Pada prinsipnya islam disebarkan dengan dakwah yang damai, bukan dengan pedang apalagi persenjataan. Secara logika rasional ketika menyimak kisah Rasulullah memulai masa diawal menyebarkan islam nabi bahkan sempat melakukannya secara sembunyi-sembunyi dimulai dari kerabat nabi terdekat, hingga akhirnya turun wahyu Qur’an Surat Al-Hijr ayat 94 yang menyeru Rasulullah untuk mulai berdakwah secara terbuka yang dalam al-qur’an memiliki arti “Maka sampaikanlah olehmu secara terang-terangan segala apa yang diperintahkan (kepadamu) dan berpalinglah dari orang-orang yang musyrik.
”Tidak hanya itu sebagai bagian daripada seruan dakhwa rasul disampaikan juga melalui firman Allah SWT dalm Qur’an Surat Asy-Syu’ara ayat 214-215 dengan arti “Dan berilah peringatan kepada kerabat-kerabatmu yang terdekat. Dan rendahkanlah dirimu terhadap orang-orang yang mengikutimu, yaitu orang-orang yang beriman.
”Melihat jabaran ayat diatas memiliki relevansi dengan penjelasan Hasan al-Basri yakni jika salah satu rahmat yang diajarkan nabi dan harus diteladani oleh seluruh kaum muslim dalam menyampaikan kebenaran adalah akhlak rasululah yang begitu mulia. Sikap lemah lembut yang ditunjukan oleh nabi selaras dengan perintah untuk hidup cinta damai dalam al-qur’an dan justru bertentangan dengan situasi kaum oknum yang melabeli dirinnya berdakwah namun menggunakan senjata dalam memuaskan hasratnya keislamannya.
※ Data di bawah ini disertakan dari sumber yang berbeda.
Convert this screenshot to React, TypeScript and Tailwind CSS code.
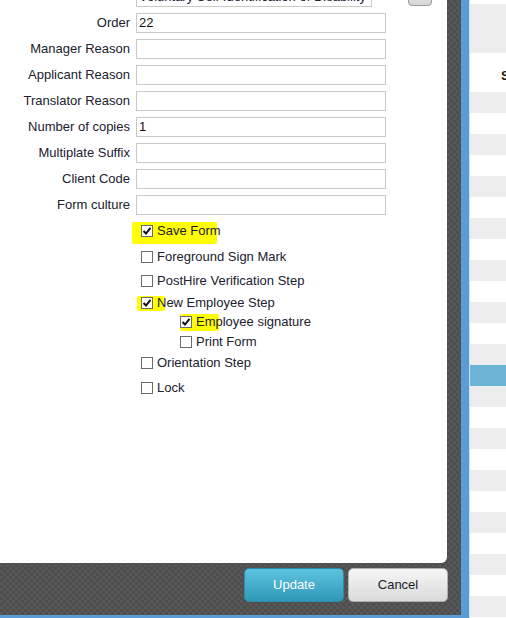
import React from "react";

type Field = { label: string; value?: string };

const fields: Field[] = [
  { label: "Order", value: "22" },
  { label: "Manager Reason" },
  { label: "Applicant Reason" },
  { label: "Translator Reason" },
  { label: "Number of copies", value: "1" },
  { label: "Multiplate Suffix" },
  { label: "Client Code" },
  { label: "Form culture" },
];

type Check = {
  label: string;
  checked?: boolean;
  indent?: boolean;
  mt: string;
  mark?: string;
};

const checks: Check[] = [
  { label: "Save Form", checked: true, mt: "mt-0", mark: "left-[-9px] top-[1px] w-[85px] h-[22px]" },
  { label: "Foreground Sign Mark", mt: "mt-[7px]" },
  { label: "PostHire Verification Step", mt: "mt-[5px]" },
  { label: "New Employee Step", checked: true, mt: "mt-[3px]", mark: "left-[-4px] top-[3px] w-[28px] h-[15px]" },
  { label: "Employee signature", checked: true, indent: true, mt: "mt-0", mark: "left-0 top-[2px] w-[39px] h-[17px]" },
  { label: "Print Form", indent: true, mt: "mt-[1px]" },
  { label: "Orientation Step", mt: "mt-[2px]" },
  { label: "Lock", mt: "mt-[6px]" },
];

function Box({ checked }: { checked?: boolean }) {
  return (
    <span className="relative flex h-[12px] w-[12px] shrink-0 items-center justify-center border border-[#6b6b6b] bg-white">
      {checked && (
        <svg width="10" height="10" viewBox="0 0 10 10">
          <path d="M1.5 5 L4 7.5 L8.5 1.8" fill="none" stroke="#111" strokeWidth="2" />
        </svg>
      )}
    </span>
  );
}

function CheckRow({ c }: { c: Check }) {
  return (
    <div className={`relative flex h-[19px] items-center ${c.mt} ${c.indent ? "pl-[180px]" : "pl-[141px]"}`}>
      <div className="relative flex items-center">
        {c.mark && <span className={`absolute rounded-[2px] bg-[#ffff00] ${c.mark}`} />}
        <Box checked={c.checked} />
        <span className="relative ml-[4px] leading-[19px]">{c.label}</span>
      </div>
    </div>
  );
}

export default function App() {
  return (
    <div className="flex h-[618px] w-[506px] overflow-hidden bg-white font-['Liberation_Sans',Arial,sans-serif] text-[13px] text-[#20202e]">
      <div className="flex w-[469px] flex-col">
        <div className="flex flex-1">
          <div className="flex w-[461px] flex-col bg-[#535353] bg-[repeating-conic-gradient(#4d4d4d_0_25%,#585858_0_50%)] bg-[length:6px_6px]">
            <div className="h-[563px] w-[447px] overflow-hidden rounded-br-[6px] bg-white">
              <div className="-mt-[14px] grid grid-cols-[130px_250px] gap-x-[6px] gap-y-[6px]">
                <div className="text-right leading-[20px]">Name</div>
                <div className="flex items-end">
                  <div className="h-[20px] w-[236px] shrink-0 overflow-hidden whitespace-nowrap border border-[#c8c8c8] pl-[2px] leading-[18px]">
                    Voluntary Self Identification of Disability
                  </div>
                  <div className="mb-[1px] ml-[36px] h-[20px] w-[24px] shrink-0 rounded-[4px] border border-[#9a9a9a] bg-gradient-to-b from-[#f2f2f2] to-[#d6d6d6]" />
                </div>
                {fields.map((f) => (
                  <React.Fragment key={f.label}>
                    <div className="whitespace-nowrap text-right leading-[20px]">{f.label}</div>
                    <div className="h-[20px] border border-[#c8c8c8] pl-[2px] leading-[18px] text-[#111]">
                      {f.value}
                    </div>
                  </React.Fragment>
                ))}
              </div>
              <div className="mt-[6px] flex flex-col">
                {checks.map((c) => (
                  <CheckRow key={c.label} c={c} />
                ))}
              </div>
            </div>
            <div className="flex justify-end gap-[4px] pr-[13px] pt-[5px]">
              <button className="h-[34px] w-[100px] rounded-[5px] border border-[#2b8cab] bg-gradient-to-b from-[#5cc3df] to-[#2f98b8] text-[13px] text-white">
                Update
              </button>
              <button className="h-[34px] w-[100px] rounded-[5px] border border-[#b0b0b0] bg-gradient-to-b from-[#f6f6f6] to-[#dadada] text-[13px] text-[#1c1c2a]">
                Cancel
              </button>
            </div>
          </div>
          <div className="w-[8px] bg-[#5b9cd6]" />
        </div>
        <div className="h-[3px] bg-[#5b9cd6]" />
      </div>
      <div className="flex flex-1 flex-col border-l border-[#d5dde6]">
        <div className="mt-[4px] h-[49px] bg-[#ededed]" />
        <div className="h-[39px] pl-[31px] pt-[16px] font-bold leading-[13px] text-[#1a1a1a]">S</div>
        {Array.from({ length: 25 }).map((_, i) => (
          <div
            key={i}
            className={`h-[21px] shrink-0 ${i === 13 ? "bg-[#6db5d7]" : i % 2 === 0 ? "bg-[#ededed]" : "bg-white"}`}
          />
        ))}
      </div>
    </div>
  );
}
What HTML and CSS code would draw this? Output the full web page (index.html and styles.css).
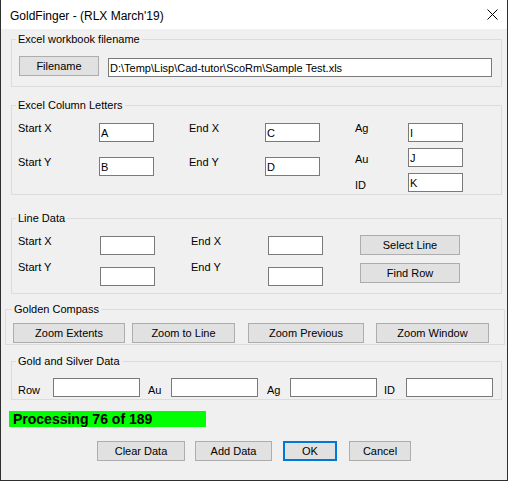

Melihat ironi berislam bersenjata tentu tidak dapat dilepaskan dengan ajaran modern tentang hukum humaniter yang menjadi wadah internasional dalam menangani konflik peperangan termasuk perang yang dilatarbelakangi oleh kepentingan agama. Tidak lain kehadirnnya dibutuhkan untuk dapat melindungi orang-orang yang paling merasa dirugikan atau bahkan kehilangan hak asasinya akibat terjadinya konflik bersenjata.
Berkenaan dengan hukum humaniter dan perkembangannya J.G Starke memiliki pendapat “the laws of war consist of the limits set by international law within which the force required to overpower the enemy may be used, and the principles thereunder governing the treatment of individuals in the course of war and armed conflict”.
Secara sederhana jika menyerapi pendapat diatas dapat ditarik kesimpulan jika hukum humaniter pada prinsipnya merupakan upaya terakhir dalam memahami masalah yang dapat dilakukan dengan konflik bersenjata. Hal itu jelas perlu dikedepankan karena tidak ada alasan pembenar apapun untuk mengangkat senjata demi hasrat pribadi yang dibalut dengan kepentingan agama.
Pandangan interasional dan hukum modern tentang konflik bersenjata adalah mengedepankan jaminan perlindungan bagi penduduk sipil, bahkan ditegaskan dalam Konvensi Jenewa 1949 dalam Pasal 3 konvensi Jenewa 1949 yang pada pokoknya memuat aturan bagi pihak yang berperkara memiliki kewajiban penuh untuk melindungi orang-orang yang tidak ikut serta dalam perkara, maka dalam hal ini masyarakt sipil harus diperlakukan secara manusiawi dijunjung tinggi hak asisnya serta mendapatkan penghormatan dimata internasional.
Berlandasakan aturan tesebut menerangkan jika tidak ada alasan pembenar apapun jika melakukan tindak kekerasan bahkan menghilangkan nyawa seseorang atas dasar dan landasan agama yang menurut kelompok tertentu dianggap benar.Penjabaran mengenai dakwah islam terdahulu dan hukum humaniter modern menciptakan hakikat dakwah tidak hanya perihal ajakan kepada sesama manusia agar menerima apa yang diserukan, bukan pula soal kepintaran seseorang dalam melakukan orasi diatas mimbar atau menuangkan ide dalam tulisannya, lebih dari pada itu dakwah merupakan hubungan seseorang secara horizontal dengan sesama yang bersifat saling mempengaruhi.
Maka fenomena berislam bersenjata yang terjadi dewasa ini tidaklah bisa mendefinisikan jika cara-cara seperti itu adalah cara umat muslim dala menegakan tauhid.